Orang yang belum bisa menghayati dirinya sebagai mahkluk ciptaan yang hidup hanya untuk kesukaan Allah, pasti masih bertindak seolah-olah sebagai raja dalam kehidupannya sendiri. Ia merasa bebas memiliki keinginan, dan bebas melakukan segala sesuatu yang menurutnya tidak menyalahi hukum. Memang tindakan-tindakannya tidak menyalahi hukum, tetapi belum hidup sebagai makhluk ciptaan yang hidup untuk kesukaan hati atau perasaan Allah. Banyak orang Kristen berkeadaan seperti ini, tetapi mereka merasa sudah hidup sesuai dengan kehendak Allah. Kalau pengertian mereka belum terbuka, selamanya mereka tidak pernah menjadi umat pilihan yang benar. Orang-orang seperti ini pada dasarnya belum dapat melayani Allah. Allah hanya dijadikan alat bagi mereka untuk kesenangan pribadi. Sebenarnya, pada dasarnya, pelayanan bertujuan agar jemaat dapat menghayati dirinya sebagai mahkluk ciptaan yang hidup hanya untuk kesukaan Allah semata-mata. 

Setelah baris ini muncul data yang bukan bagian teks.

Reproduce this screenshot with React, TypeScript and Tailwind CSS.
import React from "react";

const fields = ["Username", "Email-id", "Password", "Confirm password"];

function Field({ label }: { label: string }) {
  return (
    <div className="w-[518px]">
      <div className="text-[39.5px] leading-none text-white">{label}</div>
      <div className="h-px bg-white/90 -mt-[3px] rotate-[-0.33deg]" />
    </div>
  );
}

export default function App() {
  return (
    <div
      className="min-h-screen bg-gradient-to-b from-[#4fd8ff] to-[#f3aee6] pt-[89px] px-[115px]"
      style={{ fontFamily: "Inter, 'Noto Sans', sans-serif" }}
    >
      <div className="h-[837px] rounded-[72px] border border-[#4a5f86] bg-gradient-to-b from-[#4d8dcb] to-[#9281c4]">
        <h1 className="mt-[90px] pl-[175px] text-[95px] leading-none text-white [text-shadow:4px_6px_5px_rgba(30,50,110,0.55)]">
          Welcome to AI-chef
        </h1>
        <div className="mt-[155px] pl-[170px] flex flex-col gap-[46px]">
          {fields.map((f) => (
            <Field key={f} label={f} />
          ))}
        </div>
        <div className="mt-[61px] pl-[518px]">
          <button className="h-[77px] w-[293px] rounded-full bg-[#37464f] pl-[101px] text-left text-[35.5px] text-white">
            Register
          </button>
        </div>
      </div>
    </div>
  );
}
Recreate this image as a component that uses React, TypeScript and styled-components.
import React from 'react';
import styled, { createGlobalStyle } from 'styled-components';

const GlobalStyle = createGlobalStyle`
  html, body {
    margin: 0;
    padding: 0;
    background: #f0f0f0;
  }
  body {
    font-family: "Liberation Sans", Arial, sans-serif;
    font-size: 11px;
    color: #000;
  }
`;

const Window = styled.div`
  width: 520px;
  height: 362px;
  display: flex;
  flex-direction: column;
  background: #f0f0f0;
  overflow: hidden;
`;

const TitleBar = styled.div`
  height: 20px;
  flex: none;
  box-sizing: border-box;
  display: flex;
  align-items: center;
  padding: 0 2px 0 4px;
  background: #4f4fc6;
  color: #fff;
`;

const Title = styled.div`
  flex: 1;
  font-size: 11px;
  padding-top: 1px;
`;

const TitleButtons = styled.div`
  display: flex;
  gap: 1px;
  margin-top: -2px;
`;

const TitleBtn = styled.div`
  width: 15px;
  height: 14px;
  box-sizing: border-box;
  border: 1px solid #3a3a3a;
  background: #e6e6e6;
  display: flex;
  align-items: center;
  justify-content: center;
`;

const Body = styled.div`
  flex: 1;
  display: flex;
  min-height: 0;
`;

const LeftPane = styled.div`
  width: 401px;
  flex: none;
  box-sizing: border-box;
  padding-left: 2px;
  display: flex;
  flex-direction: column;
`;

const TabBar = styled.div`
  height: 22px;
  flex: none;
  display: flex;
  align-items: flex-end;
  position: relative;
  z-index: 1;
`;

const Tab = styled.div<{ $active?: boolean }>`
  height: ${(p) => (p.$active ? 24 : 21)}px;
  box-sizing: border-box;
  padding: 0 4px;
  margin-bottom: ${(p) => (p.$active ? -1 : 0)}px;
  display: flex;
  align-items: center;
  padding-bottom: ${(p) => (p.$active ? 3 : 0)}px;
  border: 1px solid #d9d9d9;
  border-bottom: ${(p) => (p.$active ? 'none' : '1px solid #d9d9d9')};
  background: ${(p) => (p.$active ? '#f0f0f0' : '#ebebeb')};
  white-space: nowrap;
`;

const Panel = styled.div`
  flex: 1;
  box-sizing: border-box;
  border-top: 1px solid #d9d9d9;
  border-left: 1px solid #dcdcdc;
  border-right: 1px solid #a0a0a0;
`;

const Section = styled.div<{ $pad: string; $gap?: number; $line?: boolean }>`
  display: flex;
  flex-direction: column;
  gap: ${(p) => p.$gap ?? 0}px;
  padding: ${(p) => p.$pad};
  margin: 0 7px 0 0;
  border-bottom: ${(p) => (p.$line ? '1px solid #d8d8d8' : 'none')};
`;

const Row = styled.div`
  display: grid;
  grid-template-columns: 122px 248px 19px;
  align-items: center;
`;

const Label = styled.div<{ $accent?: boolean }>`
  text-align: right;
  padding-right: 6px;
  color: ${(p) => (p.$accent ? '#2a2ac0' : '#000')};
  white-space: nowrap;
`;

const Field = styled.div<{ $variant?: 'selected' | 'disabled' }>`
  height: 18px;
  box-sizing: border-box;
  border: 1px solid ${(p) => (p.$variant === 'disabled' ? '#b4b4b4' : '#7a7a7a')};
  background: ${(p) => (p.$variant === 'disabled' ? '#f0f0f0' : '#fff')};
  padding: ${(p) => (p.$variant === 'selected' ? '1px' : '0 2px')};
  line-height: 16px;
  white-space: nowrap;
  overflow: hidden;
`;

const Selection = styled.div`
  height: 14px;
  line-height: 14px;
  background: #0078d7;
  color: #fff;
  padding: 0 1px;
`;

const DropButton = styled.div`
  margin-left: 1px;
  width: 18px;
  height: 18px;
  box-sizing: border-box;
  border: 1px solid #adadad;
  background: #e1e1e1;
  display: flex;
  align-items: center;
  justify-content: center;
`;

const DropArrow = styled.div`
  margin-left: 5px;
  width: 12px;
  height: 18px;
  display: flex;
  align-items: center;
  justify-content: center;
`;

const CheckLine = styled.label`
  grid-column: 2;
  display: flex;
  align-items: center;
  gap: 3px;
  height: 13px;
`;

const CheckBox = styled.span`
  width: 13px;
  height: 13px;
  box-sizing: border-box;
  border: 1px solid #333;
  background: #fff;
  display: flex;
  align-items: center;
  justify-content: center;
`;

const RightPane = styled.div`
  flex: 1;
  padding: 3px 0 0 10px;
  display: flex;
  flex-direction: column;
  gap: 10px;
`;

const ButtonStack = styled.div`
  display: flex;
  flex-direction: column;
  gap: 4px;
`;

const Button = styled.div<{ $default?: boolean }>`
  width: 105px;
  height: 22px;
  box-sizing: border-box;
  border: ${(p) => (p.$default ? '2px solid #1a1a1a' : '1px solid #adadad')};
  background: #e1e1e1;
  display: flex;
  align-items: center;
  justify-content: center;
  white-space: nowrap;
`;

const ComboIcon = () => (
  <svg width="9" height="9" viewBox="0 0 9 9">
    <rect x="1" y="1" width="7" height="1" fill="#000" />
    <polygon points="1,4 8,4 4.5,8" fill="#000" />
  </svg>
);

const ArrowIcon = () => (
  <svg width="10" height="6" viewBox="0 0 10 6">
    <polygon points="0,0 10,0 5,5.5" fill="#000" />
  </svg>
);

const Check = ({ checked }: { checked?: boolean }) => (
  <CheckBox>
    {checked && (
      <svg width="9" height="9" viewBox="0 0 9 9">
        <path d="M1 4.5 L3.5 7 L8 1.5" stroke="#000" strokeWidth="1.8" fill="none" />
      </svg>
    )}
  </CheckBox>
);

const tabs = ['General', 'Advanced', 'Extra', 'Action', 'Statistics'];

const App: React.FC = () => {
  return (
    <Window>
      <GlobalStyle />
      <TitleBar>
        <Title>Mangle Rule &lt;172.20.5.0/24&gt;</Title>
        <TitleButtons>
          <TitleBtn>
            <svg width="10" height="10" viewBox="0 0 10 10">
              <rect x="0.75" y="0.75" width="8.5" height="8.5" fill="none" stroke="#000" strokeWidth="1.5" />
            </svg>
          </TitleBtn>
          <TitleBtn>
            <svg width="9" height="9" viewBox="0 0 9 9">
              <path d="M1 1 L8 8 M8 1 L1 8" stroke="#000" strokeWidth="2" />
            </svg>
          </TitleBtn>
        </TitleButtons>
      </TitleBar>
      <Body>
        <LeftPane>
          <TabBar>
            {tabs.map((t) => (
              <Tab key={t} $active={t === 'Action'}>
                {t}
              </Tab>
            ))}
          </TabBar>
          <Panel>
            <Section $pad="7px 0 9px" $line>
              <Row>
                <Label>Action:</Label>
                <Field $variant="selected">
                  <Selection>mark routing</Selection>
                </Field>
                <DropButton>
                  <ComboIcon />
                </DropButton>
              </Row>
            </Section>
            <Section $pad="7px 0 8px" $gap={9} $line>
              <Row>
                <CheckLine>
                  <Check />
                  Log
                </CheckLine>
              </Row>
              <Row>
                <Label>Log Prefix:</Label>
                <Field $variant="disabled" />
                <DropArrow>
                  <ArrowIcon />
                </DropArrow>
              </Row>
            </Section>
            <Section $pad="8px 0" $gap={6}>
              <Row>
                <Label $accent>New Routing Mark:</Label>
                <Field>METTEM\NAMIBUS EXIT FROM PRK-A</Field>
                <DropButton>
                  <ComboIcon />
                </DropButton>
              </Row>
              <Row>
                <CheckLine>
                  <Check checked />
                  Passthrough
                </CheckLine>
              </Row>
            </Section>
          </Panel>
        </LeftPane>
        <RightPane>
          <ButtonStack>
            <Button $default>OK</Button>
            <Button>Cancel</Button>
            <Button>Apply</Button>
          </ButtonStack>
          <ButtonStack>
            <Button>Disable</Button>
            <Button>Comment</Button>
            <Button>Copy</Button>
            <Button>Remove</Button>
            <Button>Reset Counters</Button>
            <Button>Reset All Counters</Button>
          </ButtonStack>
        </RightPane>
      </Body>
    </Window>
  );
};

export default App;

Ketika firman Allah mengatakan bahwa semua manusia telah berdosa dan kehilangan kemuliaan Allah, di sini manusia sudah menjadi makhluk yang tidak mampu menghayati dirinya sebagai ciptaan, yang diciptakan hanya untuk kesukaan hati Allah (Rm. 3:23). Kerusakan manusia mengakibatkan keadaan manusia tidak lagi seperti maksud semula manusia diadakan atau diciptakan. Manusia tidak lagi mampu selalu bertindak sesuai dengan pikiran dan perasaan Tuhan. Sebagai akibatnya, manusia kehilangan kemuliaan Allah. Manusia tidak mampu menghayati dirinya makhluk ciptaan yang hidup hanya untuk menyukakan hati Penciptanya. Keselamatan dalam Tuhan Yesus Kristus bermaksud mengembalikan manusia kepada maksud tujuan manusia diciptakan. Hal ini sama dengan bahwa manusia hendak dikembalikan ke rancangan semula Allah, yang akhirnya mampu menghayati dirinya sebagai mahkluk ciptaan, yang hidup hanya untuk kesukaan hati Allah. Jika demikian, manusia baru bisa menempatkan diri di hadapan-Nya secara benar. 

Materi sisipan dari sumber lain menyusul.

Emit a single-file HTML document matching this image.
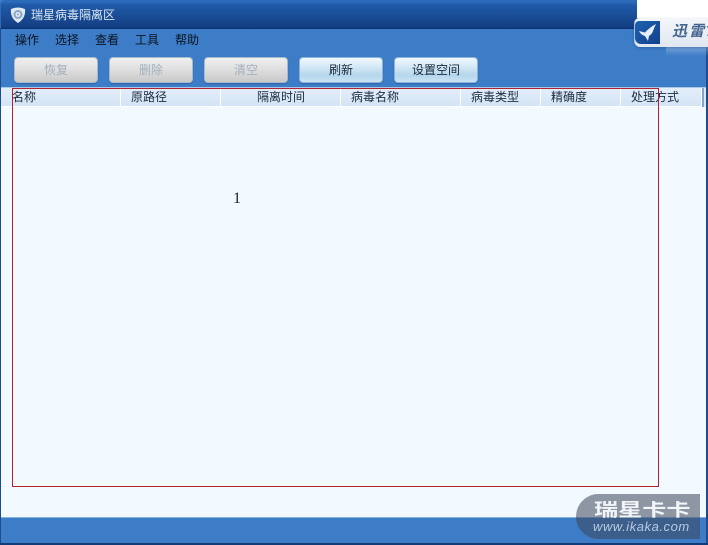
<!DOCTYPE html>
<html><head><meta charset="utf-8">
<style>
html,body{margin:0;padding:0}
body{width:708px;height:545px;position:relative;overflow:hidden;background:#3d7cc6;font-family:"Liberation Sans","WenQuanYi Zen Hei","Noto Sans CJK SC",sans-serif;font-size:12px;color:#111}
.a{position:absolute;white-space:nowrap}
.title{left:0;top:0;width:708px;height:29px;box-sizing:border-box;border:1px solid #2b6cb8;border-bottom:1px solid #0b2f70;border-radius:5px 5px 0 0;background:linear-gradient(#2f6fc0 0,#1f5aa8 4px,#1b4f98 50%,#133c80 100%)}
.m{top:33px;font-size:12px;line-height:14px;color:#0c1420}
.b{top:57px;width:84px;height:26px;box-sizing:border-box;border-radius:4px;text-align:center;line-height:25px;font-size:12px;box-shadow:0 1px 1px rgba(20,60,120,.35)}
.d{background:linear-gradient(#efefef,#e2e2e2 40%,#c9c9c9 100%);border:1px solid #a9bacb;color:#a3b0bd}
.e{background:linear-gradient(#f0f8fd,#d6e9f6 35%,#b4d6ec 72%,#cbe4f4 100%);border:1px solid #8db4d8;color:#1a2a3a}
.h{top:88px;height:19px;box-sizing:border-box;background:linear-gradient(#e4eefa,#d3e4f6);border-right:1px solid #fff;border-bottom:1px solid #fff;line-height:19px;font-size:12px;color:#1c2c40}
</style></head><body>
<div class="a title"></div>
<svg class="a" style="left:10px;top:7px" width="16" height="17" viewBox="0 0 16 17">
<path d="M1 2 Q8 -1 15 2 Q16 11 8 16 Q0 11 1 2Z" fill="#dfe9f2"/>
<circle cx="8" cy="7.5" r="4.5" fill="#8aa6c8"/><circle cx="8" cy="7.5" r="2.5" fill="#e3ecf5"/><circle cx="8" cy="7.5" r="1" fill="#8aa6c8"/>
</svg>
<div class="a" style="left:31px;top:8px;font-size:12px;line-height:14px;color:#dbe6f3">瑞星病毒隔离区</div>

<div class="a m" style="left:15px">操作</div>
<div class="a m" style="left:55px">选择</div>
<div class="a m" style="left:95px">查看</div>
<div class="a m" style="left:135px">工具</div>
<div class="a m" style="left:175px">帮助</div>

<div class="a b d" style="left:14px">恢复</div>
<div class="a b d" style="left:109px">删除</div>
<div class="a b d" style="left:204px">清空</div>
<div class="a b e" style="left:299px">刷新</div>
<div class="a b e" style="left:394px">设置空间</div>

<div class="a" style="left:1px;top:87px;width:705px;height:430px;background:#f2f9ff"></div>
<div class="a" style="left:1px;top:87px;width:705px;height:1px;background:#a9c7e8"></div>
<div class="a h" style="left:1px;width:120px;padding-left:11px">名称</div>
<div class="a h" style="left:121px;width:100px;padding-left:10px">原路径</div>
<div class="a h" style="left:221px;width:120px;padding-left:36px">隔离时间</div>
<div class="a h" style="left:341px;width:120px;padding-left:10px">病毒名称</div>
<div class="a h" style="left:461px;width:80px;padding-left:10px">病毒类型</div>
<div class="a h" style="left:541px;width:80px;padding-left:10px">精确度</div>
<div class="a h" style="left:621px;width:81px;padding-left:10px">处理方式</div>
<div class="a" style="left:702px;top:88px;width:2px;height:19px;background:#7fa6cc"></div>
<div class="a" style="left:704px;top:88px;width:2px;height:19px;background:#dbe8f6"></div>

<div class="a" style="left:12px;top:88px;width:647px;height:399px;box-sizing:border-box;border:1px solid #b3202e"></div>
<div class="a" style="left:233px;top:190px;font-family:'Liberation Serif',serif;font-size:16px;line-height:18px;color:#222">1</div>

<div class="a" style="left:0;top:517px;width:708px;height:1px;background:#86b2de"></div>
<div class="a" style="left:0;top:29px;width:1px;height:516px;background:#1c4c8c"></div>
<div class="a" style="left:706px;top:29px;width:2px;height:516px;background:#1c4c8c"></div>
<div class="a" style="left:0;top:543px;width:708px;height:2px;background:#123c78"></div>

<div class="a" style="left:576px;top:494px;width:124px;height:45px;border-radius:24px 0 0 24px;background:rgba(60,70,90,.55)"></div>
<div class="a" style="left:594px;top:501px;font-size:18px;font-weight:bold;line-height:18px;color:#f2f5f8;height:18px;overflow:hidden;transform-origin:0 0;transform:scaleX(1.34)">瑞星卡卡</div>
<div class="a" style="left:593px;top:519px;font-size:13px;font-style:italic;line-height:15px;letter-spacing:.55px;color:#b7cbe2">www.ikaka.com</div>

<div class="a" style="left:637px;top:0;width:71px;height:18px;background:#fff"></div>
<div class="a" style="left:666px;top:47px;width:42px;height:9px;background:linear-gradient(rgba(200,220,245,.4),rgba(61,124,198,0))"></div>
<div class="a" style="left:634px;top:18px;width:74px;height:29px;box-sizing:border-box;border-radius:5px 0 0 6px;background:linear-gradient(#f4f6f9,#dfe7f1);border-left:1px solid #a8c0dc;box-shadow:0 1px 2px rgba(30,60,110,.4)"></div>
<div class="a" style="left:635px;top:21px;width:25px;height:23px;border-radius:4px 0 0 6px;background:linear-gradient(135deg,#1e62b0,#123f8c)"></div>
<svg class="a" style="left:638px;top:23px" width="20" height="19" viewBox="0 0 20 19"><path d="M1 8 L7 9.5 Q12 4 18 1 Q16 5 15 8 Q14 11 11 13 L10 18 L7 13 Q3 12 1 8Z" fill="#e6eff6"/></svg>
<div class="a" style="left:672px;top:23px;width:36px;overflow:hidden;font-size:15px;line-height:18px;font-weight:bold;font-style:italic;letter-spacing:2px;color:#44658d">迅雷7</div>
</body></html>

Banyak orang Kristen masih sesat karena merasa bahwa dirinya sudah selamat, padahal mereka belum menempatkan diri secara benar di hadapan Allah. Mereka belum mengerti kebenaran, bahwa seseorang bisa dikatakan selamat kalau bisa menempatkan diri secara benar di hadapan-Nya. Jika seseorang belum menempatkan diri secara benar di hadapan-Nya, itu berarti belum mencapai perbaikan sampai pada taraf yang kehendaki oleh Allah. Oleh sebab itu, kita tidak boleh merasa puas diri dengan tingkat kerohanian yang telah kita capai. Kita harus selalu merasa miskin di hadapan Tuhan, artinya selalu merasa bahwa kita belum menjadi manusia seperti yang dikehendaki oleh Allah. 

Bagi umat pilihan, hidup di bumi ini hanya untuk memperbaiki diri agar dilayakkan masuk ke dalam kehidupan akan datang, yang adalah hidup sesungguhnya, yaitu jika bisa menempatkan diri dengan benar di hadapan-Nya. Banyak orang yang menghabiskan umur hidupnya di bumi hanya untuk studi, karier, bisnis, uang, harta, kehormatan, membangun keluarga, dan berbagai cita-cita serta keinginannya sendiri. Mereka lebih tertarik dengan bayak urusan fana dunia ketimbang urusan mengenai proses dipulihkannya manusia pada maksud penciptaan, yaitu menjadi manusia yang mampu menempatkan diri secara benar di hadapan-Nya.